Signals are received in a terrestrial environment, i.e. where reflections are present and signals arrive at the receiver from the transmitter via a variety of paths. The overall signal received is the sum of all the signals appearing at the antenna. Sometimes these will be in phase with the main signal and will add to it, increasing its strength. At other times they will interfere with each other. This will result in the overall signal strength being reduced.
- Multipath fading: Multipath fading can be detected on many signals across the frequency spectrum from the HF bands right up to microwaves and beyond. It can cause signals to rise and fall in strength. . . . . . . Read more about multipath fading.
- Rayleigh fading: Rayleigh fading is the name given to the form of fading that is often experienced in an environment where there is a large number of reflections present. . . . . . . Read more about Rayleigh fading.
Interference caused by multipath propagation
Multipath propagation can give rise to interference that can reduce the signal to noise ratio and reduce bit error rates for digital signals. One cause of a degradation of the signal quality is the multipath fading already described. However there are other ways in which multipath propagation can degrade the signal and affect its integrity.

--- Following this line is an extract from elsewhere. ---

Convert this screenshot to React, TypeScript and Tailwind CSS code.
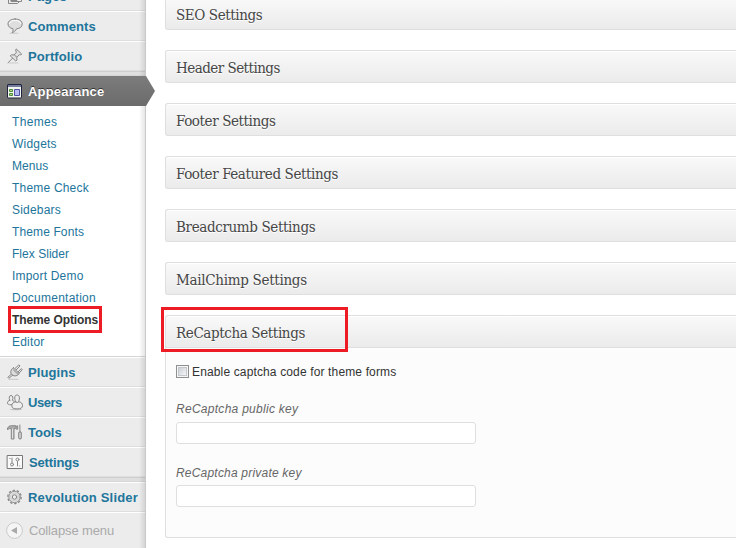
import type { ReactNode } from "react";

function Glyph({ children }: { children: ReactNode }) {
  return (
    <svg className="block h-[18px] w-[18px] shrink-0" viewBox="0 0 18 18" fill="none" stroke="#868686" strokeWidth="1" strokeLinecap="round" strokeLinejoin="round">
      {children}
    </svg>
  );
}

const icons = {
  pages: (
    <Glyph>
      <path d="M5.500 2.500h10v11h-10z" fill="#f4f4f4" />
      <path d="M2.500 6.500v9h9l2-2M5 12.500h6l3-3" />
    </Glyph>
  ),
  comments: (
    <Glyph>
      <ellipse cx="8" cy="16.300" rx="5" ry=".8" fill="#cfcfcf" stroke="none" />
      <path d="M9.200 2c4 0 7 1.900 7 4.900s-2.400 4.600-5.700 4.900c-.8 1.800-2.400 3.200-4.400 3.900.9-1.300 1.100-2.500.9-3.900C4 11.200 2 9.600 2 6.900 2 3.900 5.200 2 9.200 2z" fill="#dedede" />
      <path d="M3.500 6.500c.4-2 2.700-3 5.700-3s5.100 1 5.600 2.900" stroke="#fff" />
    </Glyph>
  ),
  portfolio: (
    <Glyph>
      <path d="M3 16h9" stroke="#ccc" />
      <path d="M10.500 2.200l5.200 4.800-1 1-1.300-.3-2.700 2.600.3 2.600-1.200 1.200-5.600-5.300 1.200-1 2.600.2 2.300-2.600-.5-1.900z" fill="#e0e0e0" />
      <path d="M6.600 11.200L2 15.700M8.500 8l2 2" />
    </Glyph>
  ),
  appearance: (
    <svg className="block h-[18px] w-[18px] shrink-0" viewBox="0 0 18 18">
      <rect x="1.500" y="2.500" width="14" height="13.500" rx=".5" fill="#f3f7ef" stroke="#20243d" />
      <path d="M2 3h13v2H2z" fill="#747d9d" />
      <path d="M3.500 7.500h3v2h-3zm0 4h3v2h-3z" fill="#b2dc84" stroke="#4f8a3f" />
      <path d="M8.500 7.500h5v6h-5z" fill="#b6b9f2" stroke="#4e51a1" />
    </svg>
  ),
  plugins: (
    <Glyph>
      <path d="M3 16.300h9" stroke="#c6c6c6" />
      <path d="M7.300 4.800l6 5.700c-1.500 2.300-4.800 3.300-7.300 1.400C3.700 9.800 4.800 6.200 7.300 4.800z" fill="#dcdcdc" />
      <path d="M9 5.500l3.800-3.600 1.200 1-3.700 3.900M12 9l3.300-3.400 1 1.100-3.200 3.400M5 11.500L1.800 14.300l1 1 3.700-3M7.500 7l4.200 4" />
    </Glyph>
  ),
  users: (
    <Glyph>
      <ellipse cx="10" cy="16.500" rx="6.500" ry=".7" fill="#c5c5c5" stroke="none" />
      <path d="M3.700 7.300C2.600 4.500 3.400 2.500 5 2.500s2.500 2 1.400 4.800c1.500.4 2.100 1.300 2.100 2.700 0 1.300-1.300 1.800-3.500 1.800S1.500 11.300 1.500 10c0-1.300.8-2.300 2.200-2.700z" fill="#eee" />
      <path d="M9.700 8.700C8 5 8.500 2 11 2s3.200 3 1.500 6.700c2.700.4 4 1.700 4 4 0 2.200-1.700 3.200-5.300 3.200s-5.400-.8-5.400-3c0-2.400 1.600-3.800 3.900-4.200z" fill="#eee" />
      <path d="M9.700 9c.9.800 2 .8 2.800 0" />
    </Glyph>
  ),
  tools: (
    <Glyph>
      <path d="M1.500 5.700c.6-2.400 2-3 4.200-3h4v1.500l1-.3v-1h1v3.300h-1l-1-.6H8V16H5.300V5.600H3.700c-.9 0-1.300.3-1.800 1z" fill="#aaa" />
      <path d="M13.900 2v6M12.700 9.700c0-1.500 2.600-1.500 2.600 0v5.500c0 1.100-2.600 1.100-2.600 0z" fill="#aaa" />
      <path d="M6.600 6v9M14 10.500v4" stroke="#e8e8e8" />
    </Glyph>
  ),
  settings: (
    <Glyph>
      <path d="M1.500 2.500h15v13h-15z" fill="#f9f9f9" stroke="#777" strokeLinejoin="miter" />
      <circle cx="6" cy="11.500" r="1.500" />
      <path d="M6 5v4.500M3.800 5.500h.4" />
      <circle cx="11.500" cy="6.500" r="1.500" />
      <path d="M11.500 8.500V13M13.700 13h.1" />
    </Glyph>
  ),
  gear: (
    <Glyph>
      <circle cx="8.500" cy="9" r="6.700" strokeWidth="1.300" strokeDasharray="2.400 1.809" strokeLinecap="butt" />
      <circle cx="8.500" cy="9" r="5.700" fill="#e0e0e0" stroke="#929292" />
      <circle cx="8.500" cy="9" r="2.200" fill="#efefef" />
      <circle cx="8.500" cy="9" r="3.800" stroke="#cccccc" strokeDasharray="1 1.300" />
    </Glyph>
  ),
};

function MenuRow({ icon, label, type }: { icon: ReactNode; label: string; type: string }) {
  return (
    <div className="flex h-[30px] shrink-0 items-center border-t border-t-white border-b border-b-[#dedede] pl-[6px]">
      {icon}
      <span className={"ml-[4px] pt-[2px] text-[13px] leading-[18px] font-bold whitespace-nowrap text-[#21759b] " + type}>{label}</span>
    </div>
  );
}

function Separator() {
  return <div className="h-[5px] shrink-0 border-t border-b border-t-[#cfcfcf] border-b-[#d5d5d5] bg-[#dfdfdf]" />;
}

const submenu = [
  ["Themes", "tracking-[0.35px]"],
  ["Widgets", "tracking-[0.2px]"],
  ["Menus", "tracking-[0.05px]"],
  ["Theme Check", "tracking-[0.2px]"],
  ["Sidebars", "tracking-[0.2px]"],
  ["Theme Fonts", "tracking-[0.12px]"],
  ["Flex Slider", "tracking-[0.03px]"],
  ["Import Demo", "tracking-[0.2px]"],
  ["Documentation", "tracking-[0.25px]"],
  ["Theme Options", "tracking-[-0.1px]"],
  ["Editor", "tracking-[0.2px]"],
];

function Sidebar() {
  return (
    <aside className="relative flex h-[548px] w-[146px] shrink-0 flex-col border-r border-[#c9c9c9] bg-[#ececec]">
      <div className="flex h-[11px] shrink-0 items-end overflow-hidden border-b border-[#dedede] pb-px pl-[6px]">
        <div className="flex h-[24px] items-center">
          {icons.pages}
          <span className="ml-[4px] text-[13px] leading-[18px] font-bold tracking-[0.1px] text-[#21759b]">Pages</span>
        </div>
      </div>
      <MenuRow icon={icons.comments} label="Comments" type="tracking-[0.07px]" />
      <MenuRow icon={icons.portfolio} label="Portfolio" type="tracking-[0.08px]" />
      <Separator />
      <div className="relative z-10 flex h-[30px] w-[155px] shrink-0 items-center bg-linear-to-b from-[#7c7c7c] to-[#6b6b6b] pl-[6px] [clip-path:polygon(0_0,146px_0,155px_50%,146px_100%,0_100%)]">
        {icons.appearance}
        <span className="ml-[4px] pt-[2px] text-[13px] leading-[18px] font-bold tracking-[0.2px] text-white [text-shadow:0_-1px_0_#333]">Appearance</span>
      </div>
      <div className="flex h-[250px] shrink-0 flex-col bg-white pt-[5px] pl-[12px]">
        {submenu.map(([label, type]) => (
          <div key={label} className="h-[22px] shrink-0">
            {label === "Theme Options" ? (
              <span className={"relative block text-[12px] leading-[22px] font-bold whitespace-nowrap text-[#333] " + type}>
                {label}
                <span className="absolute -top-[3px] -left-[4px] h-[27px] w-[94px] border-[3px] border-[#ed1c24]" />
              </span>
            ) : (
              <span className={"block text-[12px] leading-[22px] whitespace-nowrap text-[#21759b] " + type}>{label}</span>
            )}
          </div>
        ))}
      </div>
      <div className="h-px shrink-0 bg-[#d5d5d5]" />
      <MenuRow icon={icons.plugins} label="Plugins" type="tracking-[0.07px]" />
      <MenuRow icon={icons.users} label="Users" type="tracking-[-0.45px]" />
      <MenuRow icon={icons.tools} label="Tools" type="tracking-[0px]" />
      <MenuRow icon={icons.settings} label="Settings" type="tracking-[-0.15px] pl-px" />
      <Separator />
      <MenuRow icon={icons.gear} label="Revolution Slider" type="tracking-[0.18px]" />
      <div className="flex h-[37px] items-center border-t border-white pl-[6px]">
        <svg className="h-[18px] w-[18px]" viewBox="0 0 18 18">
          <circle cx="8.500" cy="8.500" r="7.900" fill="#f5f5f5" stroke="#c9c9c9" />
          <path d="M5 8.500l6-3.500v7z" fill="#aaa" />
        </svg>
        <span className="ml-[5px] text-[13px] tracking-[-0.13px] text-[#aaa]">Collapse menu</span>
      </div>
      <div className="absolute inset-y-0 right-0 w-[6px] bg-linear-to-r from-transparent to-black/10" />
    </aside>
  );
}

const headings = [
  ["SEO Settings", "tracking-[-0.4px]"],
  ["Header Settings", "tracking-[-0.53px]"],
  ["Footer Settings", "tracking-[-0.4px]"],
  ["Footer Featured Settings", "tracking-[-0.4px]"],
  ["Breadcrumb Settings", "tracking-[-0.36px]"],
  ["MailChimp Settings", "tracking-[-0.3px]"],
];

const headingClass =
  "flex h-[33px] items-center border border-r-0 border-[#dfdfdf] bg-linear-to-b from-[#f9f9f9] to-[#ebebeb] pt-[3px] pl-[10px] font-['DejaVu_Serif_Condensed','DejaVu_Serif',serif] text-[15px] text-[#464646] [font-stretch:condensed] [box-shadow:inset_0_1px_0_white] [text-shadow:0_1px_0_white] ";

function KeyField({ label, type, inputClass }: { label: string; type: string; inputClass: string }) {
  return (
    <label className="block">
      <span className={"block text-[12px] leading-[16px] text-[#666] italic " + type}>{label}</span>
      <input className={"block h-[22px] w-[300px] rounded-[3px] border border-[#dfdfdf] bg-white px-1 text-[12px] " + inputClass} />
    </label>
  );
}

export default function App() {
  return (
    <div className="flex h-[548px] w-[736px] overflow-hidden bg-white font-['Liberation_Sans',Arial,sans-serif]">
      <Sidebar />
      <main className="-mt-[3px] min-w-0 flex-1 pl-[19px]">
        {headings.map(([label, type]) => (
          <section key={label} className="mb-[20px]">
            <h3 className={headingClass + "rounded-l-[3px] " + type}>{label}</h3>
          </section>
        ))}
        <section className="relative">
          <h3 className={headingClass + "rounded-tl-[3px] tracking-[-0.38px]"}>ReCaptcha Settings</h3>
          <div className="absolute -top-[8px] -left-[4px] h-[45px] w-[187px] border-[3px] border-[#ed1c24]" />
          <div className="h-[190px] rounded-bl-[3px] border-b border-l border-[#dfdfdf] bg-[#fcfcfc] pt-[15px] pl-[10px]">
            <div className="flex h-[16px] items-center">
              <span className="flex h-[13px] w-[13px] items-center justify-center border border-[#8e8f8f] bg-[#f6f6f6]">
                <span className="h-[9px] w-[9px] border border-[#c4c8cc] bg-linear-to-br from-[#cbcfd5] to-[#f6f6f6]" />
              </span>
              <span className="ml-[3px] pt-px text-[12px] tracking-[0.14px] text-[#333]">Enable captcha code for theme forms</span>
            </div>
            <div className="mt-[22px] flex flex-col gap-[21px]">
              <KeyField label="ReCaptcha public key" type="tracking-[0.28px]" inputClass="mt-[5px]" />
              <KeyField label="ReCaptcha private key" type="tracking-[0.2px]" inputClass="mt-[4px]" />
            </div>
          </div>
        </section>
      </main>
    </div>
  );
}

One of the ways which is particularly obvious when driving in a car and listening to an FM radio. At certain points the signal will become distorted and appear to break up. This arises from the fact that the signal is frequency modulated and at any given time, the frequency of the received signal provides the instantaneous voltage for the audio output. If multipath propagation occurs, then two or more signals will appear at the receiver. One is the direct or line of sight signal, and another is a reflected signal. As these will arrive at different times because of the different path lengths, they will have different frequencies, caused by the fact that the two signals have been transmitted by the transmitter at slightly different times. Accordingly when the two signals are received together, distortion can arise if they have similar signal strength levels.
Another form of multipath propagation interference that arises when digital transmissions are used is known as Inter Symbol Interference, ISI. This arises when the delay caused by the extended path length of the reflected signal. If the delay is significant proportion of a symbol, then the receiver may receive the direct signal which indicates one part of the symbol or one state, and another signal which is indicating another logical state. If this occurs, then the data can be corrupted.
One way of overcoming this is to transmit the data at a rate the signal is sampled, only when all the reflections have arrived and the data is stable. This naturally limits the rate at which data can be transmitted, but ensures that data is not corrupted and the bit error rate is minimised. To calculate this the delay time needs to be calculated using estimates of the maximum delays that are likely to be encountered from reflections.
Using the latest signal processing techniques, a variety of methods can be used to overcome the problems with multipath propagation and the possibilities of interference.